Bryan Roth and his colleagues at the University of North Carolina developed technology that allows researchers to turn neuronal activity on and off in multiple cell types simultaneously. Building on the Designer Receptors Exclusively Activated by Designer Drugs (DREADD) technology that Roth developed in 2007, this second generation of the tool allowed the team to target neuronal populations with a chemical-genetic remote control for brain circuitry and behavior. Researchers modulated neuronal firing to increase locomotor activity and control feeding behavior in mice. Published in Neuron in May, this research could provide insight into disorders such as schizophrenia and addiction.
Other technologies funded through BRAIN have made an impact over the past year. Two-photon microscopy of the mouse brain has generated images of activity in nerve cells, dendrites, and synapses, allowing scientists to more precisely examine single neurons and signaling in the brain. Photoacoustic microscopy has provided three-dimensional high-resolution, high-speed imaging of a mouse brain.
These technological developments share a common theme, and one that is central to BRAIN: All have involved interdisciplinary collaborations across scientific fields. Engineers, biologists, chemists, physicists, and others have worked together to build new systems and processes to advance our understanding of the brain. These have been bottom-up enterprises that bring together the best and brightest minds in science and allow them to develop and share tools. BRAIN has provided an unprecedented opportunity for the field to work collaboratively across disciplines to move science forward.
BRAIN Next Steps
The tools developed in this first phase of the initiative are meant to serve as a first step.

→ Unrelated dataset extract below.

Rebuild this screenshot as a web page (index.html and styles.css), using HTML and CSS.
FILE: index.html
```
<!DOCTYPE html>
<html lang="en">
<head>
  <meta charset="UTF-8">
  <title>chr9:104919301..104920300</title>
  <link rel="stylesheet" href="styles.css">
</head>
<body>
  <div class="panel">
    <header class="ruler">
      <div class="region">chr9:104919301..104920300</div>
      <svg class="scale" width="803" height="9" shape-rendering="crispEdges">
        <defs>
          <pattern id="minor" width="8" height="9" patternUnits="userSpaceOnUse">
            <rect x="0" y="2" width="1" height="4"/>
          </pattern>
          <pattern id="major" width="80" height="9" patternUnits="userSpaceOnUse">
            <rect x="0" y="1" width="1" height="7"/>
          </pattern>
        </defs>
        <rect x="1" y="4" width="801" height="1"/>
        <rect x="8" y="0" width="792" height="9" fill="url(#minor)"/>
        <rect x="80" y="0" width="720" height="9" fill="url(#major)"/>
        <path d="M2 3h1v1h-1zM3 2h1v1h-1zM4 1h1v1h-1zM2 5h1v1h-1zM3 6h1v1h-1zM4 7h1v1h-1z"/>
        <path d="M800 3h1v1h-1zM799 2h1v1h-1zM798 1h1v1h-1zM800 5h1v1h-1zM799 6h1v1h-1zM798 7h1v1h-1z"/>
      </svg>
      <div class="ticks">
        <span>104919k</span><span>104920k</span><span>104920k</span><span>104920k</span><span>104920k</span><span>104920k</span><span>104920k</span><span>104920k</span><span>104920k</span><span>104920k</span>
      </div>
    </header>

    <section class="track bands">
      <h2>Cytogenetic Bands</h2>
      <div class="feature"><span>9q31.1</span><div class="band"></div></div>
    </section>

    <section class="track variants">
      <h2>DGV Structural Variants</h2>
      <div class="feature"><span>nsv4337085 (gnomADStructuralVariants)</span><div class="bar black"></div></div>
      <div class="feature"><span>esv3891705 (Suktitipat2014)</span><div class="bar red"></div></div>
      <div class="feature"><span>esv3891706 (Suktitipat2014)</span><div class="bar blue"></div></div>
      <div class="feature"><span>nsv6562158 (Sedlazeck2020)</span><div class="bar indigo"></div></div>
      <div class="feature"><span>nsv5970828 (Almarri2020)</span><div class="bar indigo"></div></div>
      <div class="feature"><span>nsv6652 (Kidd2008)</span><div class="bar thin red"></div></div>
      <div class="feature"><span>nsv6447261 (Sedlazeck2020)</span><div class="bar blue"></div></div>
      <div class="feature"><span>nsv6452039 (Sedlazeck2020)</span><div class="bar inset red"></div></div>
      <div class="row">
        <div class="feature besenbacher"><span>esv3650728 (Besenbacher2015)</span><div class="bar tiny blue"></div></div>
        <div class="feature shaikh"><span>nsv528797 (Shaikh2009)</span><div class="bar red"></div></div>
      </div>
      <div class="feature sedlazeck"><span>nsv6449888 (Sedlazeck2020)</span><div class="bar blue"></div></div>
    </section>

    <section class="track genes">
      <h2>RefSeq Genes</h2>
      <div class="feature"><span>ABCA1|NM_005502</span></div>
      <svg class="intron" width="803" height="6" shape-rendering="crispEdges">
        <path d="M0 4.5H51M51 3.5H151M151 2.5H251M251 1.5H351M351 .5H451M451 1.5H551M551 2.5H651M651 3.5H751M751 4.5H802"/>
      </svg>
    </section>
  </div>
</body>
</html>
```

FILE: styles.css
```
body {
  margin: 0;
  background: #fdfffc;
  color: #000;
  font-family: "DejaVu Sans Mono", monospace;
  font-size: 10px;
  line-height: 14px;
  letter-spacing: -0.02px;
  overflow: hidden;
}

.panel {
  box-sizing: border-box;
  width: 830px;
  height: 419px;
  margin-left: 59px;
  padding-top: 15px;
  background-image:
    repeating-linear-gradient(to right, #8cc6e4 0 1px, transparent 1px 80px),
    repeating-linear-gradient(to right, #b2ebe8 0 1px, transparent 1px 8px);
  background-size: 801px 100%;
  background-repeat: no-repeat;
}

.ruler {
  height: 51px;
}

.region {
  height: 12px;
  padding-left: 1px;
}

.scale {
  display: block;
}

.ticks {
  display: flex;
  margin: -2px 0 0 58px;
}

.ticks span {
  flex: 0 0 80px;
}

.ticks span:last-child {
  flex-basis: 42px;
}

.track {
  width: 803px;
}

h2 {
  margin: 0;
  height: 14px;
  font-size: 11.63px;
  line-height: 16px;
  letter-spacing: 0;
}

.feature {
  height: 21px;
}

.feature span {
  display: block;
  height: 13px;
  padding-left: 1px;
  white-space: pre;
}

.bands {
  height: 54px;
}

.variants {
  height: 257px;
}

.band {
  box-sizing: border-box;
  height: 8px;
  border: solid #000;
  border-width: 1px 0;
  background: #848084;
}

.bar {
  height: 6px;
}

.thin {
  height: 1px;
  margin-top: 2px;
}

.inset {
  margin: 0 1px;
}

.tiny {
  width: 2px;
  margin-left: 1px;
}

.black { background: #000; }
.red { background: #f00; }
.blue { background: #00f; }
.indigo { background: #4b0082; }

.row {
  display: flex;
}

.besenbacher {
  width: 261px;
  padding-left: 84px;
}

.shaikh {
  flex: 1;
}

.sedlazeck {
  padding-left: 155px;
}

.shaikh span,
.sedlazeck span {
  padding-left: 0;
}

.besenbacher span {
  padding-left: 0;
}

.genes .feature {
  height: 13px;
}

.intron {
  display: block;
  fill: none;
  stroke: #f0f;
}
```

As they are made widely available, they will provide a foundation not only for basic science but also for investigations that may ultimately identify new therapies for neurological and psychiatric disorders.
A major concern is no longer whether BRAIN will be important for the field — it is already proving to be so — but whether the funding provided by Congress will match the need projected by the working group. Funding is already falling behind need, even though BRAIN is a very small portion of the NIH budget.
It is up to us, as scientists, to actively ensure BRAIN’s success by embracing the mission, communicating support when we speak with public audiences around the country, and advocating for continued funding. These efforts are crucial to ensuring continued support not only for investment in the future of BRAIN, but for neuroscience research funding writ large. We can appreciate that the early discovery phase of BRAIN will allow the second phase to leverage economies of scale to produce better, cheaper, and more widely accessible tools.
Funding will not come easy, particularly given the current environment in Congress. But we should all know that an investment in BRAIN can catalyze a new era of scientific research with the potential to move the field forward by leaps and bounds. It could also build a foundation for continued federal investment in basic research. Join me in working to ensure the success of this initiative and the promise of discovery it brings.